+4 votes
asked ago in General Economics Questions by (1.8k points)
I am keenly aware that since, say, 1997 one disagrees with Paul Krugman at one's grave intellectual peril...

But:

I am not as confident as Paul Krugman is that "the past decade has been a huge validation for textbook macroeconomics", and am somewhat puzzled at his insistence that it has been. After all, a large component of what Krugman calls "good old-fashioned macro" was that expectations were, if not rational, adaptive.Thus John Maynard Keynes's <https://www.marxists.org/reference/subject/economics/keynes/general-theory/ch12.htm> "speculators may do no harm as bubbles on a steady stream of enterprise. But the position is serious when enterprise becomes the bubble on a whirlpool of speculation. When the capital development of a country becomes a by-product of the activities of a casino, the job is likely to be ill-done..." had no place in "old-fashioned macro". And it is not as though this was a flaw and could be quickly, coherently, and satisfactorily patched.

The integration of behavioral finance and macro is still not done—which is why I am such a booster <https://www.project-syndicate.org/commentary/crisis-of-beliefs-and-the-2008-crash-by-j--bradford-delong-2018-10> of **Nicola Gennaioli and Andrei Shleifer** (2018): _A Crisis of Beliefs: Investor Psychology and Financial Fragility_ <https://books.google.com/books?isbn=0691184925>. (That, and Andrei is my friend.) They are at least looking in the right direction.

Cf.: **Paul Krugman**: _What Do We Actually Know About the Economy?_ <https://www.nytimes.com/2018/09/16/opinion/what-do-we-actually-know-about-the-economy-wonkish.html>: "n an important sense the past decade has been a huge validation for textbook macroeconomics.... IS-LM... is the simplest model you can write down of how interest rates and output are jointly determined, and is how most practicing macroeconomists actually think about short-run economic fluctuations.... The overall story... is one of overwhelming predictive success.
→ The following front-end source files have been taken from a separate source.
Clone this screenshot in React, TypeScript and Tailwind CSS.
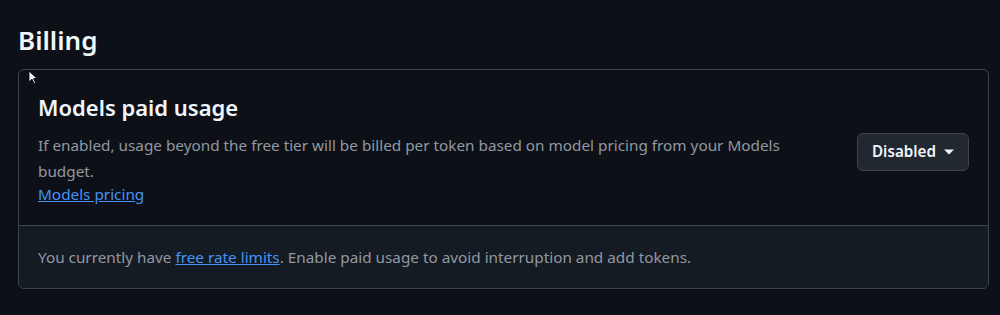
export default function App() {
  return (
    <div
      className="relative h-[315px] w-[1000px] overflow-hidden bg-[#0d1117] px-[18px] pt-[24px] text-[#f0f6fc]"
      style={{ fontFamily: '"Noto Sans", "Open Sans", sans-serif' }}
    >
      <h2 className="text-[26px] font-semibold leading-[32px]">Billing</h2>
      <div className="mt-[13px] w-[971px] overflow-hidden rounded-md border border-[#3d444d]">
        <div className="flex items-center justify-between pb-[20px] pl-[19px] pr-[19px] pt-[22px]">
          <div className="max-w-[790px]">
            <h3 className="text-[22px] font-semibold leading-[30px]">Models paid usage</h3>
            <p className="mt-[10px] text-[15.3px] leading-[26px] text-[#9198a1]">
              If enabled, usage beyond the free tier will be billed per token based on model pricing from your Models budget.
            </p>
            <a href="#" className="block text-[15.3px] leading-[21px] text-[#4493f8] underline">
              Models pricing
            </a>
          </div>
          <button className="mt-[6px] flex h-[38px] items-center gap-[8px] rounded-md border border-[#3d444d] bg-[#212830] pl-[14px] pr-[14px] text-[15.2px] font-semibold text-[#f0f6fc]">
            Disabled
            <svg width="10" height="6" viewBox="0 0 10 6" className="mt-[1px]">
              <path d="M0 0.5h10L5 5.5z" fill="#f0f6fc" />
            </svg>
          </button>
        </div>
        <div className="border-t border-[#3d444d] bg-[#151b23] px-[19px] py-[18px] text-[15.3px] leading-[26px] text-[#9198a1]">
          You currently have{' '}
          <a href="#" className="text-[#4493f8] underline">
            free rate limits
          </a>
          . Enable paid usage to avoid interruption and add tokens.
        </div>
      </div>
      <svg className="absolute left-[28px] top-[70px]" width="10" height="15" viewBox="0 0 10 15">
        <path d="M1 1v11l3-3 2 4.5 1.6-.7-2-4.3H9z" fill="#f0f6fc" stroke="#000" strokeWidth="0.8" />
      </svg>
    </div>
  )
}
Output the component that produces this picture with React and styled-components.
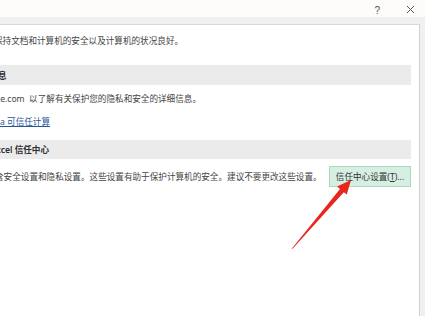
import React from 'react'
import styled, { createGlobalStyle } from 'styled-components'

const GlobalStyle = createGlobalStyle`
  html, body {
    margin: 0;
    padding: 0;
    background: #ffffff;
    overflow: hidden;
  }
  body {
    font-family: "Noto Sans", "Noto Sans CJK SC", sans-serif;
  }
`

const Window = styled.div`
  position: relative;
  width: 425px;
  height: 316px;
  background: #f0f0f0;
  display: flex;
  flex-direction: column;
  overflow: hidden;
`

const TitleBar = styled.div`
  height: 17px;
  background: #fdfcfa;
  display: flex;
  align-items: center;
  justify-content: flex-end;
  gap: 26px;
  padding-right: 10px;
  color: #555;
`

const Help = styled.span`
  font-family: "Liberation Sans", sans-serif;
  font-size: 10px;
  line-height: 1;
  margin-top: 4px;
`

const Body = styled.div`
  flex: 1;
  display: flex;
  padding: 7px 5px 0 0;
`

const Panel = styled.div`
  flex: 1;
  background: #ffffff;
  border-top: 1px solid #d9d9d9;
  border-right: 1px solid #d2d2d2;
  padding: 9px 8px 0 0;
  display: flex;
  flex-direction: column;
  overflow: hidden;
`

const Line = styled.div`
  font-size: 8.6px;
  line-height: 14px;
  height: 14px;
  color: #444;
  white-space: nowrap;
  margin-top: ${({ $top }) => $top || 0}px;
  margin-left: ${({ $shift }) => $shift || 0}px;
`

const Band = styled.div`
  height: ${({ $h }) => $h}px;
  margin-top: ${({ $top }) => $top}px;
  background: #ebebeb;
  display: flex;
  align-items: center;
  overflow: hidden;
`

const BandTitle = styled.span`
  font-size: 8.6px;
  font-weight: 600;
  color: #2e2e2e;
  white-space: nowrap;
  margin-left: ${({ $shift }) => $shift || 0}px;
`

const Link = styled.a`
  color: #2b5797;
  text-decoration: underline;
  cursor: pointer;
`

const SettingsRow = styled.div`
  margin-top: 7px;
  display: flex;
  align-items: center;
  justify-content: space-between;
`

const SettingsButton = styled.button`
  width: 82px;
  height: 21px;
  padding: 0;
  background: #d6efe2;
  border: 1px solid #a8dabc;
  color: #333;
  font-family: "Noto Sans", "Noto Sans CJK SC", sans-serif;
  font-size: 8.6px;
  white-space: nowrap;
  u {
    text-decoration: underline;
  }
`

const Arrow = styled.svg`
  position: absolute;
  left: 0;
  top: 0;
  pointer-events: none;
`

const CloseIcon = () => (
  <svg width="9" height="9" viewBox="0 0 9 9" style={{ marginTop: 2 }}>
    <path d="M1 1 L8 8 M8 1 L1 8" stroke="#555" strokeWidth="1" fill="none" />
  </svg>
)

export default function App() {
  return (
    <>
      <GlobalStyle />
      <Window>
        <TitleBar>
          <Help>?</Help>
          <CloseIcon />
        </TitleBar>
        <Body>
          <Panel>
            <Line $shift={-6}>保持文档和计算机的安全以及计算机的状况良好。</Line>
            <Band $h={20} $top={17}>
              <BandTitle $shift={-2}>息</BandTitle>
            </Band>
            <Line $top={7} $shift={-4}>ce.com&nbsp; 以了解有关保护您的隐私和安全的详细信息。</Line>
            <Line $top={9}>
              <Link>a 可信任计算</Link>
            </Line>
            <Band $h={19} $top={11}>
              <BandTitle $shift={-4}>xcel 信任中心</BandTitle>
            </Band>
            <SettingsRow>
              <Line $shift={-5}>含安全设置和隐私设置。这些设置有助于保护计算机的安全。建议不要更改这些设置。</Line>
              <SettingsButton>信任中心设置(<u>T</u>)...</SettingsButton>
            </SettingsRow>
          </Panel>
        </Body>
        <Arrow width="425" height="316" viewBox="0 0 425 316">
          <polygon
            points="291.5,249 292.8,248.6 343.8,192.2 346.8,194.6 351,180 337.1,186.6 340.0,189.0"
            fill="#e8261c"
          />
        </Arrow>
      </Window>
    </>
  )
}
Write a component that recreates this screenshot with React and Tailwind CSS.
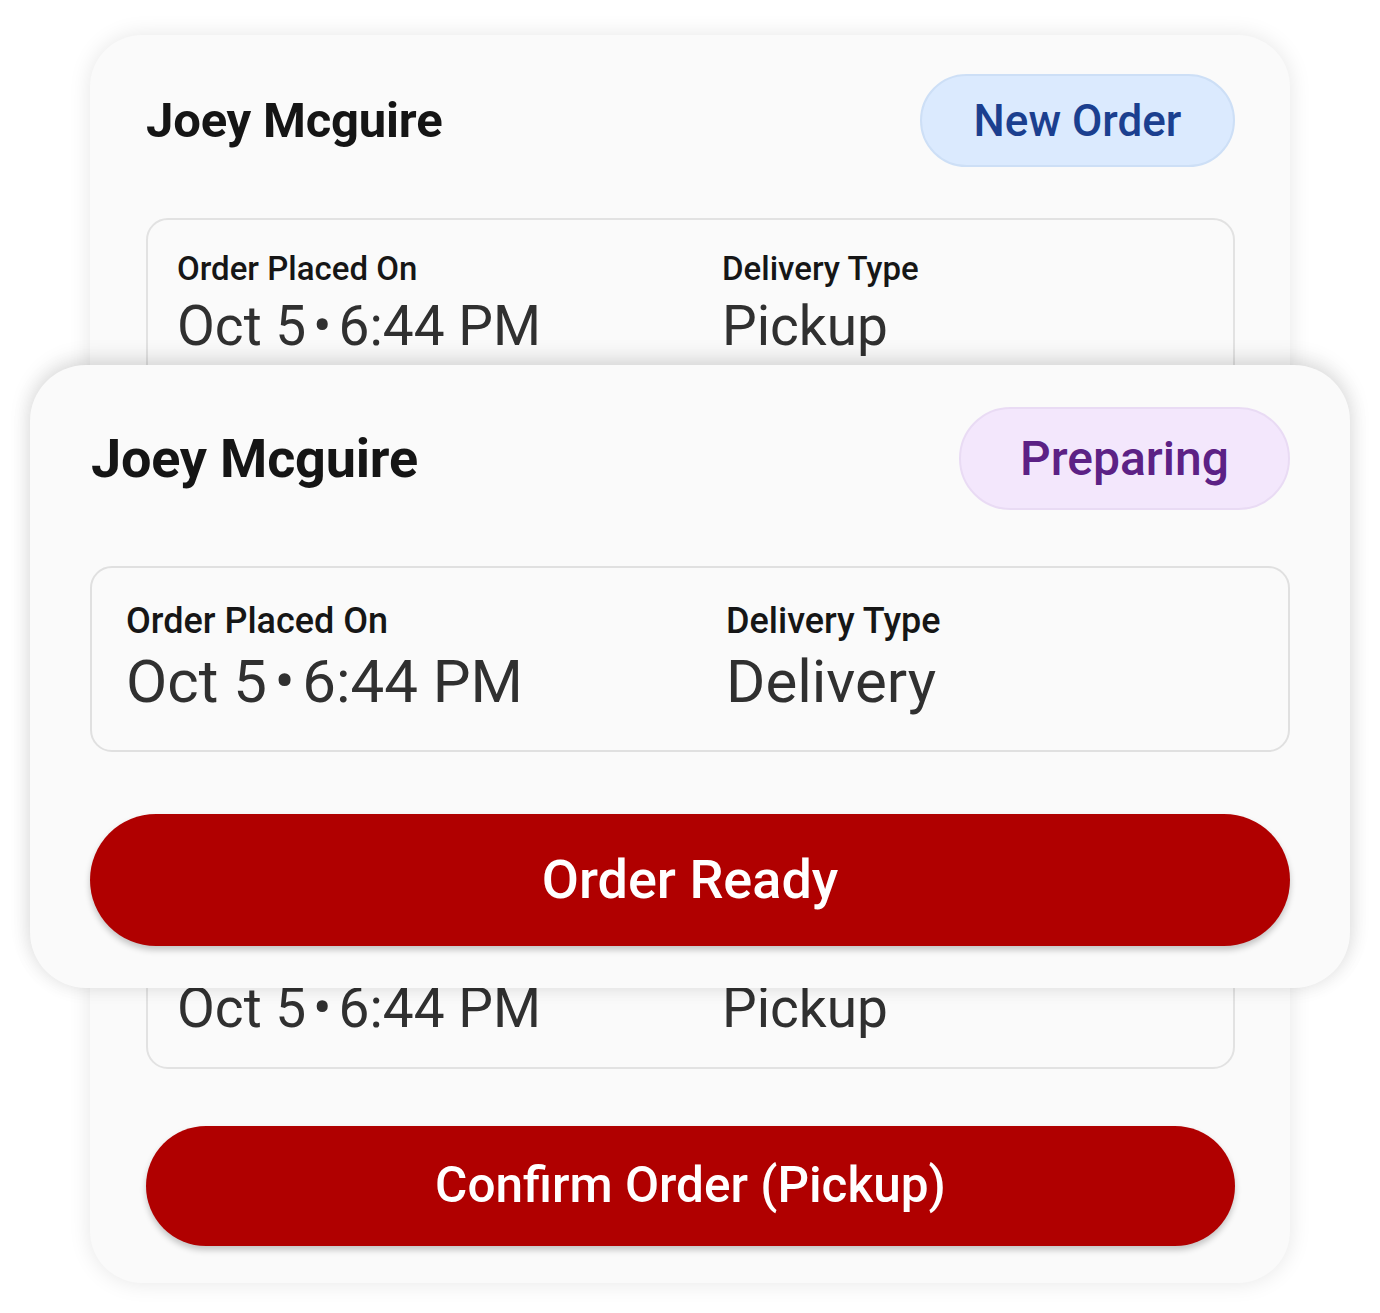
import React from "react";

const font = { fontFamily: "Roboto, 'Noto Sans', sans-serif" };

function DateValue() {
  return (
    <>
      Oct 5<span className="mx-[0.125em]">•</span>6:44 PM
    </>
  );
}

function BackRow({ type }) {
  return (
    <div className="grid grid-cols-[545px_1fr]">
      <div>
        <div className="text-[33px] leading-none font-medium text-[#161616]">Order Placed On</div>
        <div className="mt-[14px] text-[55px] leading-none text-[#303030]">
          <DateValue />
        </div>
      </div>
      <div>
        <div className="text-[33px] leading-none font-medium text-[#161616]">Delivery Type</div>
        <div className="mt-[14px] text-[55px] leading-none text-[#303030]">{type}</div>
      </div>
    </div>
  );
}

export default function App() {
  return (
    <div className="relative w-[1380px] h-[1313px] bg-white" style={font}>
      {/* Back card */}
      <div className="absolute left-[90px] top-[35px] w-[1200px] h-[1248px] rounded-[52px] bg-[#fafafa] shadow-[0_0_22px_rgba(0,0,0,0.10)] pl-[56px] pr-[55px] pt-[39px] pb-[37px] flex flex-col">
        <div className="flex items-center justify-between">
          <div className="text-[49px] leading-none font-bold text-[#151515] tracking-[-0.2px]">Joey Mcguire</div>
          <div className="h-[93px] w-[315px] rounded-full bg-[#dbeafe] border-2 border-[#cddff6] flex items-center justify-center text-[44px] font-medium text-[#1b3f8f] leading-none">
            New Order
          </div>
        </div>
        <div className="mt-[51px] h-[851px] rounded-[22px] border-2 border-[#e2e2e2] pl-[29px] pt-[32px] pb-[31px] flex flex-col justify-between">
          <BackRow type="Pickup" />
          <BackRow type="Pickup" />
        </div>
        <button className="mt-[57px] h-[120px] w-full rounded-full bg-[#b00000] text-white text-[49.5px] font-medium leading-none shadow-[0_4px_6px_rgba(0,0,0,0.22)]">
          Confirm Order (Pickup)
        </button>
      </div>

      {/* Front card */}
      <div className="absolute left-[30px] top-[365px] w-[1320px] h-[623px] rounded-[56px] bg-[#fafafa] shadow-[0_-6px_22px_rgba(0,0,0,0.11),0_0_20px_rgba(0,0,0,0.08)] px-[60px] pt-[42px] pb-[42px] flex flex-col">
        <div className="flex items-center justify-between">
          <div className="ml-[1px] text-[54px] leading-none font-bold text-[#151515] tracking-[-0.2px]">Joey Mcguire</div>
          <div className="h-[103px] w-[331px] rounded-full bg-[#f3e7fc] border-2 border-[#e9dbf4] flex items-center justify-center text-[48px] font-medium text-[#5c2185] leading-none">
            Preparing
          </div>
        </div>
        <div className="mt-[56px] h-[186px] rounded-[22px] border-2 border-[#e0e0e0] pl-[34px] pt-[35px]">
          <div className="grid grid-cols-[600px_1fr]">
            <div>
              <div className="text-[36px] leading-none font-medium text-[#161616]">Order Placed On</div>
              <div className="mt-[13px] text-[60px] leading-none text-[#303030]">
                <DateValue />
              </div>
            </div>
            <div>
              <div className="text-[36px] leading-none font-medium text-[#161616]">Delivery Type</div>
              <div className="mt-[13px] text-[60px] leading-none text-[#303030]">Delivery</div>
            </div>
          </div>
        </div>
        <button className="mt-[62px] h-[132px] w-full rounded-full bg-[#b00000] text-white text-[54px] font-medium leading-none shadow-[0_4px_6px_rgba(0,0,0,0.22)]">
          Order Ready
        </button>
      </div>
    </div>
  );
}
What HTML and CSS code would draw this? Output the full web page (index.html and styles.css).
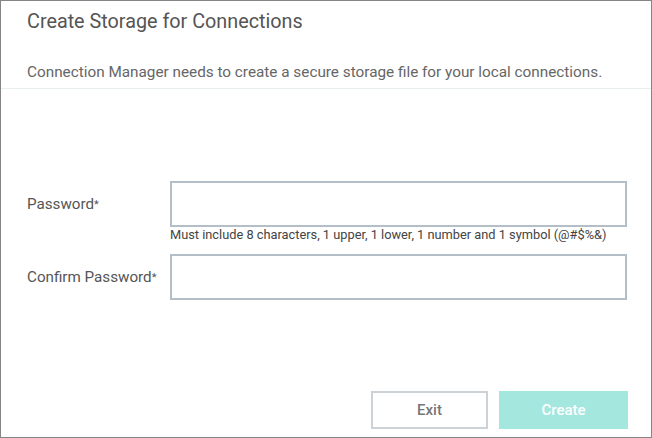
FILE: index.html
```html
<!DOCTYPE html>
<html>
<head>
<meta charset="utf-8">
<link rel="stylesheet" href="styles.css">
</head>
<body>
<div class="dialog">
  <div class="header">
    <h1 class="title">Create Storage for Connections</h1>
    <p class="subtitle">Connection Manager needs to create a secure storage file for your local connections.</p>
  </div>
  <div class="form">
    <div class="field">
      <label class="label">Password<span class="req">*</span></label>
      <input class="input" type="password">
    </div>
    <div class="hint">Must include 8 characters, 1 upper, 1 lower, 1 number and 1 symbol (@#$%&amp;)</div>
    <div class="field field-second">
      <label class="label">Confirm Password<span class="req">*</span></label>
      <input class="input" type="password">
    </div>
  </div>
  <div class="footer">
    <button class="btn btn-exit">Exit</button>
    <button class="btn btn-create">Create</button>
  </div>
</div>
</body>
</html>
```

FILE: styles.css
```css
html, body {
  margin: 0;
  padding: 0;
  background: #fff;
}
body {
  font-family: Roboto, "Liberation Sans", sans-serif;
}
.dialog {
  width: 652px;
  height: 438px;
  box-sizing: border-box;
  border: 1px solid #858585;
  display: flex;
  flex-direction: column;
  background: #fff;
}
.header {
  padding: 9px 0 6px 26px;
  border-bottom: 1px solid #e9eeee;
}
.title {
  margin: 0;
  font-size: 19.8px;
  line-height: 24px;
  font-weight: 400;
  color: #555;
}
.subtitle {
  margin: 28px 0 0 0;
  font-size: 15.3px;
  line-height: 20px;
  color: #666;
}
.form {
  margin-top: 92px;
  padding-left: 26px;
}
.field {
  display: flex;
  align-items: center;
}
.field-second {
  margin-top: 11px;
}
.label {
  width: 143px;
  font-size: 15.2px;
  color: #555;
}
.req {
  font-size: 11px;
  vertical-align: 1px;
}
.input {
  width: 457px;
  height: 46px;
  box-sizing: border-box;
  border: 2px solid #b3bec6;
  margin: 0;
  padding: 0 8px;
  outline: none;
  background: #fff;
}
.hint {
  margin-left: 143px;
  font-size: 12.8px;
  line-height: 16px;
  color: #444;
}
.footer {
  margin-top: auto;
  display: flex;
  justify-content: flex-end;
  gap: 11px;
  padding: 0 23px 8px 0;
}
.btn {
  height: 38px;
  box-sizing: border-box;
  font-family: Roboto, "Liberation Sans", sans-serif;
  font-size: 15px;
  font-weight: 500;
  margin: 0;
  padding: 0;
  cursor: pointer;
}
.btn-exit {
  width: 117px;
  background: #fff;
  border: 2px solid #cdd2d6;
  color: #777;
}
.btn-create {
  width: 129px;
  background: #a3e7df;
  border: none;
  color: #fff;
}
```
Basic, old-fashioned macroeconomics didn’t fail in the crisis–it worked extremely well.... But, you say, we didn’t see the Great Recession coming.... That’s... a problem with financial economics.... Where are the examples of microeconomic theory providing strong, counterintuitive, successful predictions on the same order as the success of IS-LM macroeconomics after 2008?..."
commented ago by (250 points)
edited ago by
Although I generally hesitate to put much stock in IS-LM dynamics, as it's fudamentally a static model, I think with very little modification it does a reasonably good job of capturing mechanisms relevant to policy. The IS curve and Taylor rules are pretty well understood relationships, for instance. I also can't think of a better way to introduce the concept of general equilibrium to undergrads, which may just be a failure of imagination on my part. That being said, the most blatant deviation from IS-LM I can see is the missing deflation issue. A textbook IS-LM model with a ZLB produces an upward-sloping region of the AD curve which can result in a death spiral of deflation and unemployment. That thankfully didn't materialize, even in Europe.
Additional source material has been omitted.